Frame Analysis: How to Read Any Narrative

Frame Analysis

Last updated: May 8, 2026

Frame analysis is the practice of identifying the implicit interpretive structures — frames — that underlie any piece of communication. Every narrative activates frames, whether intentionally or not. Frame analysis makes the invisible visible: it surfaces what a narrative is actually doing at the structural level, beneath the surface of its explicit claims.

What a frame is

A frame is a cognitive structure that organizes how people interpret information. It determines: what category something belongs to, what prior knowledge gets activated, what counts as evidence, and what emotional and evaluative responses are appropriate.

Frames are not arguments. They are the context in which arguments are evaluated. Two people can receive the same claim and reach opposite conclusions because they're processing it through different frames.

Frames operate below the level of conscious deliberation — which is why they are more powerful than explicit persuasion and harder to resist.

The five-step frame analysis method

Step 1: Identify the explicit claims

Start with what is directly stated. List the explicit claims in the communication. These are the surface layer. They are not where the interesting structural work is — but you need to inventory them before you can look underneath.

Step 2: Map the implicit assumptions

For each explicit claim, ask: What must be true for this claim to make sense?

These implicit assumptions are the frame candidates — the beliefs the communication takes for granted, the things it treats as obvious or beyond question.

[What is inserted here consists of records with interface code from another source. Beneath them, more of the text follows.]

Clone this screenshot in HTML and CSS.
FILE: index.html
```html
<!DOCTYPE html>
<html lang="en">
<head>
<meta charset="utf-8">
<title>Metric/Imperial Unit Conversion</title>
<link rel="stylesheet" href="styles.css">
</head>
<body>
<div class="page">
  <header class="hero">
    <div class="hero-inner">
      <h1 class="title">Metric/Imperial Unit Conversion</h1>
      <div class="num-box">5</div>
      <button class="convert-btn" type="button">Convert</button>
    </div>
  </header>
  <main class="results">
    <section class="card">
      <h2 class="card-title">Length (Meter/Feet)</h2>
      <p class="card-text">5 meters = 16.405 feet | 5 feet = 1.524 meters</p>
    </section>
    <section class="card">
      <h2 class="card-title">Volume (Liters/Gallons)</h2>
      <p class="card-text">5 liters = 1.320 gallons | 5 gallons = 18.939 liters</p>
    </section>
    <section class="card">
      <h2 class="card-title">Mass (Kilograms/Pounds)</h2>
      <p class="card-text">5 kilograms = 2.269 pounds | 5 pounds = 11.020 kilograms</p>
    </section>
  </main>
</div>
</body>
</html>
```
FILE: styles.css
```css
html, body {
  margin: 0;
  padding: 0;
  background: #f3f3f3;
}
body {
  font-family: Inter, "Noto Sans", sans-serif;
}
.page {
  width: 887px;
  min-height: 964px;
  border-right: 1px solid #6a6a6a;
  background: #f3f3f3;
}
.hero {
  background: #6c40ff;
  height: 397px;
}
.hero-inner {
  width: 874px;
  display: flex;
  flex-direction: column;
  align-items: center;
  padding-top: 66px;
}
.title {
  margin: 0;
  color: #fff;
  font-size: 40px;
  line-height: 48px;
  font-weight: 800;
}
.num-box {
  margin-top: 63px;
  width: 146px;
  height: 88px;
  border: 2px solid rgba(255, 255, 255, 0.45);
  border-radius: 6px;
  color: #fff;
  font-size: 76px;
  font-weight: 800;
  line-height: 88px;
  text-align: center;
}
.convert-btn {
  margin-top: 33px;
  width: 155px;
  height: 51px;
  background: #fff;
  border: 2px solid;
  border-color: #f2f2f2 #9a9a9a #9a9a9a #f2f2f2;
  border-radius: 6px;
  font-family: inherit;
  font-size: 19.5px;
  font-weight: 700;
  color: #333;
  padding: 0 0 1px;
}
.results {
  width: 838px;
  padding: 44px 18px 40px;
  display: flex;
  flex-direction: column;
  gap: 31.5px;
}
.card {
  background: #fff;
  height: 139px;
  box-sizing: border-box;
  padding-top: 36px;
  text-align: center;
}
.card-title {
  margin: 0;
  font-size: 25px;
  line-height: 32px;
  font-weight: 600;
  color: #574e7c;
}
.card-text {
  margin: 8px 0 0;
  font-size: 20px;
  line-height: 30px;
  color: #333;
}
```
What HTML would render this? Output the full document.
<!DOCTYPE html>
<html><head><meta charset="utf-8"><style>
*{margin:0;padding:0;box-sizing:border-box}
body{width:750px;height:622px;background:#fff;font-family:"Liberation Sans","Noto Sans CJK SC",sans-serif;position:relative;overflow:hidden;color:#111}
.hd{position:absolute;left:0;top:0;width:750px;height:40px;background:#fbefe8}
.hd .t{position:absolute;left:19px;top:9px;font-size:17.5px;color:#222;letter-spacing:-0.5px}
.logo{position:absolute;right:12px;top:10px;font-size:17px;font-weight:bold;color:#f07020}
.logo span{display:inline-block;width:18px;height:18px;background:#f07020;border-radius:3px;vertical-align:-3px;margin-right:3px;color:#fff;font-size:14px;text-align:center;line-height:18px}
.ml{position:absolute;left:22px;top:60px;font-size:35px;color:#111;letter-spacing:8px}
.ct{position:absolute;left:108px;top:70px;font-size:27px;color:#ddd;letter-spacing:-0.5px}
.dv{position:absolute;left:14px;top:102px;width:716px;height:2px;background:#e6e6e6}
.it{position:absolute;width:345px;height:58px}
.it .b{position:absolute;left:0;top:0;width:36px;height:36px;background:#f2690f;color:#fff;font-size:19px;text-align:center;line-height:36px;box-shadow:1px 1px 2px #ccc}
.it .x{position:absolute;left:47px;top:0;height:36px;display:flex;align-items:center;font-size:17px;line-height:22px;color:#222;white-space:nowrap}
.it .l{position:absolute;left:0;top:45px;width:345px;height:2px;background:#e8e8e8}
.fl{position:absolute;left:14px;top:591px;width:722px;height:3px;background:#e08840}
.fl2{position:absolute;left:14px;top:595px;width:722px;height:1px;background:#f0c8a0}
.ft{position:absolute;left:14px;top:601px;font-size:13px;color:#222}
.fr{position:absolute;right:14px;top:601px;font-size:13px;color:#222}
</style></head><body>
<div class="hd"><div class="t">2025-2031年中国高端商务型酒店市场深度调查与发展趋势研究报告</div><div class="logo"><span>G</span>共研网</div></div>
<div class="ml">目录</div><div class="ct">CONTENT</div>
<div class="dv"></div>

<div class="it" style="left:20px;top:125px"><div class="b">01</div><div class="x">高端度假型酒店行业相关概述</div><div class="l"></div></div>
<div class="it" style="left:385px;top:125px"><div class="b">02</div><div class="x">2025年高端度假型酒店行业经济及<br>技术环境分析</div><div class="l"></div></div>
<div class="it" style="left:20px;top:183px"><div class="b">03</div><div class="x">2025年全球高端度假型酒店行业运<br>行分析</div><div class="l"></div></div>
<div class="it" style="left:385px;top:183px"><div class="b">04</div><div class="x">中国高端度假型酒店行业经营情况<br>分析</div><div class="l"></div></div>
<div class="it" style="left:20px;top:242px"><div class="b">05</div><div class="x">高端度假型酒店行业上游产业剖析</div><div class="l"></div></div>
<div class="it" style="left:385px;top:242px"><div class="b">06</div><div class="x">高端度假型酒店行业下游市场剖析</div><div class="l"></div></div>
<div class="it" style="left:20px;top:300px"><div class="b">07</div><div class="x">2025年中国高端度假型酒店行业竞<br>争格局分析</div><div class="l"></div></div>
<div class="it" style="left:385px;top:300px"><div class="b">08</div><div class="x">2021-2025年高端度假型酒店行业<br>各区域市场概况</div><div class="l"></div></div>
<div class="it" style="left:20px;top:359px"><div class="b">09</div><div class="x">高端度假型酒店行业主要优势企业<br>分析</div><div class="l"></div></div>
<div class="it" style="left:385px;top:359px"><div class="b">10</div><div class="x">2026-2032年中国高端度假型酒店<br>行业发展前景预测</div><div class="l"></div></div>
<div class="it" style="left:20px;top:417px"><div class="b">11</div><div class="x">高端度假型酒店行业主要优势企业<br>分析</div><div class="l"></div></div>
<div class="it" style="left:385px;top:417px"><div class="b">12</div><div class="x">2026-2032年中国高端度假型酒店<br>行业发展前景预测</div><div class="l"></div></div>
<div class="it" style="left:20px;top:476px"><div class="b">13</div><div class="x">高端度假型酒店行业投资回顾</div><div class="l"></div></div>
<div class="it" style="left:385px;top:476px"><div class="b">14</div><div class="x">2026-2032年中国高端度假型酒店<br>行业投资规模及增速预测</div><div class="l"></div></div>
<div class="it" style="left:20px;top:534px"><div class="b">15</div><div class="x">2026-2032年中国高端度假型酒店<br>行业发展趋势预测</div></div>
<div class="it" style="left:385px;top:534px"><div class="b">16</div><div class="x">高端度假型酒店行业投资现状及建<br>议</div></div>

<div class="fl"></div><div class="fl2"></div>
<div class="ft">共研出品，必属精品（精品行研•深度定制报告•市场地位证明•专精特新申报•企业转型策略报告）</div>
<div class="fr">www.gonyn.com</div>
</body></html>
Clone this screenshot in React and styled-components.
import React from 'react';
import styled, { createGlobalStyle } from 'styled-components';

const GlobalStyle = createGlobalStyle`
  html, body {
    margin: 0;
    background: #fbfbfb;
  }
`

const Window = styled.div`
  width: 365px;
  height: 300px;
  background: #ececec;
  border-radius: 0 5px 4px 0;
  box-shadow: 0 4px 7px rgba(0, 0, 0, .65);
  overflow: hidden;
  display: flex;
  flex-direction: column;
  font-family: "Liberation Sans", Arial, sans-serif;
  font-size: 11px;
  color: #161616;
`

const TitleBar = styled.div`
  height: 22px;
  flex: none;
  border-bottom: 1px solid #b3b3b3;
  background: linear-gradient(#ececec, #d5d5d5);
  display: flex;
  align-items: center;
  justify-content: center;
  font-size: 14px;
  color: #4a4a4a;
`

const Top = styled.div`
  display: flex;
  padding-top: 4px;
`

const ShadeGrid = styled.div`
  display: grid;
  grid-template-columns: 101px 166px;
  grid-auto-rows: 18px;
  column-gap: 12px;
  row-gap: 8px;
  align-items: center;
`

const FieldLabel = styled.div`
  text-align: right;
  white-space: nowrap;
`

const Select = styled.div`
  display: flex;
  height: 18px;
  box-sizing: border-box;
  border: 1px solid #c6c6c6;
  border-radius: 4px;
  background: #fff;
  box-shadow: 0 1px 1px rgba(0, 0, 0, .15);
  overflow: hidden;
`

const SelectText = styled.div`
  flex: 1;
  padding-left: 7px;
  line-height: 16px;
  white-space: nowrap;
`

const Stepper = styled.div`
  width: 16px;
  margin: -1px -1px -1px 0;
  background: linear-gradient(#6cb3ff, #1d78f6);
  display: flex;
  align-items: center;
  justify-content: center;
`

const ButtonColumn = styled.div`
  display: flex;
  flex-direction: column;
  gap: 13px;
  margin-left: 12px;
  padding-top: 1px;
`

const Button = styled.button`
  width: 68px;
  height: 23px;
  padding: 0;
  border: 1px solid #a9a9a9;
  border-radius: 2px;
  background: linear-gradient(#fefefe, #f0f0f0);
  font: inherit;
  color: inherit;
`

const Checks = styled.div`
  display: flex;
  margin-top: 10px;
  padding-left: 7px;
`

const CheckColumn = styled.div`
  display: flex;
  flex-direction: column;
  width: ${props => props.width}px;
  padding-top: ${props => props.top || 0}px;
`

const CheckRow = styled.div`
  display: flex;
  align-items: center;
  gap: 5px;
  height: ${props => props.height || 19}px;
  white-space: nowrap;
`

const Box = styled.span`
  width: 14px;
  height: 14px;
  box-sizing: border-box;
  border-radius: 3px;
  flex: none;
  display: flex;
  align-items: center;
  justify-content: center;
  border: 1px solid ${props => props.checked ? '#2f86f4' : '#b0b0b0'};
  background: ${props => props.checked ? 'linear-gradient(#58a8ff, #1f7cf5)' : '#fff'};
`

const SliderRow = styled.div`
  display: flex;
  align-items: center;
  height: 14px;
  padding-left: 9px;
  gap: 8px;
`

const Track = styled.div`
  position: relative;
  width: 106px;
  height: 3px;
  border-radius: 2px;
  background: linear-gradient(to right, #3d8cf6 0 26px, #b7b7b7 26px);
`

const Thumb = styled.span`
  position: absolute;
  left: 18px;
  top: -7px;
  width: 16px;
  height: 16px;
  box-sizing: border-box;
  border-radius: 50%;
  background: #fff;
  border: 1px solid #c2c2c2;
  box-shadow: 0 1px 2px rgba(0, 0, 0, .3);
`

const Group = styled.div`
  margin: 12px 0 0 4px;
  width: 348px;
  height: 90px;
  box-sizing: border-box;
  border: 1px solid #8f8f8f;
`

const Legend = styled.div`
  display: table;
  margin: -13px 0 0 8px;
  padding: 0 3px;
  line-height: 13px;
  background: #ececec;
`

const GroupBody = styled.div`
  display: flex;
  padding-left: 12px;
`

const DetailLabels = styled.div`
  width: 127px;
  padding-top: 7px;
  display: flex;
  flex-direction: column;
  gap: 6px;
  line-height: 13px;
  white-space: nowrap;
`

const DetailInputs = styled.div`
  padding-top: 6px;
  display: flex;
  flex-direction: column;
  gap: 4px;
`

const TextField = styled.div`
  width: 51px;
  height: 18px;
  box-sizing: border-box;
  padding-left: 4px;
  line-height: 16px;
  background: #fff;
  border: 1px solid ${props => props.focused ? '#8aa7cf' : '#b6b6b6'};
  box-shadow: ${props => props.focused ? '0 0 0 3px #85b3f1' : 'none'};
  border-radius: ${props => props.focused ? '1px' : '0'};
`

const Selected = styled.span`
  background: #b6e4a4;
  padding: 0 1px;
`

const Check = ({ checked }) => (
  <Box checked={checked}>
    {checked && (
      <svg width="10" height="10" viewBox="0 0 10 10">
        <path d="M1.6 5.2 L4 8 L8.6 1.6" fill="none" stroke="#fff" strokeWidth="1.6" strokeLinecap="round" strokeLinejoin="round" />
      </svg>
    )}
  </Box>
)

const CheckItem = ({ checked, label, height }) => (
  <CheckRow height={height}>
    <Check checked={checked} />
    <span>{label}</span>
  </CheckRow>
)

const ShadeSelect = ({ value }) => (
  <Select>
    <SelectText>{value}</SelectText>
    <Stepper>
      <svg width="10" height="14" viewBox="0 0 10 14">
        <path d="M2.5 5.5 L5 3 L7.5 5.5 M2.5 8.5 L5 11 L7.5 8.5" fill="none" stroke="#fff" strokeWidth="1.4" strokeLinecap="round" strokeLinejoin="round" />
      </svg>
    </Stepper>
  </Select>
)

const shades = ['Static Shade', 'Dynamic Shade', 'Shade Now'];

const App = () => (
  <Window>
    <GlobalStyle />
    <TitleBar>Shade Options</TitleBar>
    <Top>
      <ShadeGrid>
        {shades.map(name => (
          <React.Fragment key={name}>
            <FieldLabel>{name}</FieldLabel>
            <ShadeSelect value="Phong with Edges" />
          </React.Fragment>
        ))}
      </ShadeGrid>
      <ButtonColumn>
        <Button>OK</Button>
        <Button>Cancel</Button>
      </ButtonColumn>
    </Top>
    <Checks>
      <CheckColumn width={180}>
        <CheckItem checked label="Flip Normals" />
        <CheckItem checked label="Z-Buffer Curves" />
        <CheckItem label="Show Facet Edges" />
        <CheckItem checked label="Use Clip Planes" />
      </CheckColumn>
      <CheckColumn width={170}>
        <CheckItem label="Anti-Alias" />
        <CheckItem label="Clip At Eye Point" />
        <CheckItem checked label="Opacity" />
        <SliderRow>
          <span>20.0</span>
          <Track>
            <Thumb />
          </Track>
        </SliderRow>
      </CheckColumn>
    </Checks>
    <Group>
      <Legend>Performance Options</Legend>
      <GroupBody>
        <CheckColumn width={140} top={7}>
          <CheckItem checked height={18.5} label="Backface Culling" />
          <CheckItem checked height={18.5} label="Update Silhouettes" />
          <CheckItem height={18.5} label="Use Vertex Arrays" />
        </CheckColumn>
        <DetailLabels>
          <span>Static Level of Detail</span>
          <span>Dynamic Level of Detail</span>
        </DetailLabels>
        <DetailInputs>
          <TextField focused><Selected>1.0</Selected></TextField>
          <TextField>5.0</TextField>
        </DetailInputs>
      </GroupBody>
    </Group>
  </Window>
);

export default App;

Step 3: Identify the protagonist and antagonist

Every frame contains an implicit hero and an implicit villain. Who is the communication rooting for? Who or what is positioned as the problem? The protagonist/antagonist structure reveals the moral architecture of the frame.

Step 4: Find the unmarked category

Every frame normalizes something — presents one option as natural, obvious, or default. Ask: What is being treated as normal here? What would need to be explained or defended?

The thing that requires no explanation is the unmarked category — the frame's center of gravity, and often where the most significant work is happening invisibly.

Step 5: Test for frame conflicts

Once you've identified the active frame, check whether it conflicts with the audience's prior frames.

Frame conflicts produce resistance, misreading, and distrust. When communication is "not landing" despite strong execution, a frame conflict is usually responsible.

What to do with a frame analysis

Alignment opportunities — Frames in the communication that match the audience's existing frames. These are the leverage points to double down on.

Conflict risks — Frames that clash with the audience's existing frames. These need to be addressed structurally — not by better writing, but by changing the framing choices that created the conflict.

Invisible assumptions — Frames so embedded that the team producing the communication can't see them. Often the most important to surface, because they're most likely to produce unintended reactions.

Frame analysis in competitive context

When you understand the frame a competitor is operating within, you can:

  • Identify the frame they've claimed and decide whether to compete within it or offer an alternative
  • Find the implicit assumptions their narrative depends on — and identify which are vulnerable to challenge
  • Understand the audience relationship their frame builds, and decide whether you want the same relationship

The goal is not to attack a competitor's frame directly — direct attacks usually reinforce it. The goal is to offer an alternative frame that makes the competitor's claims seem less relevant.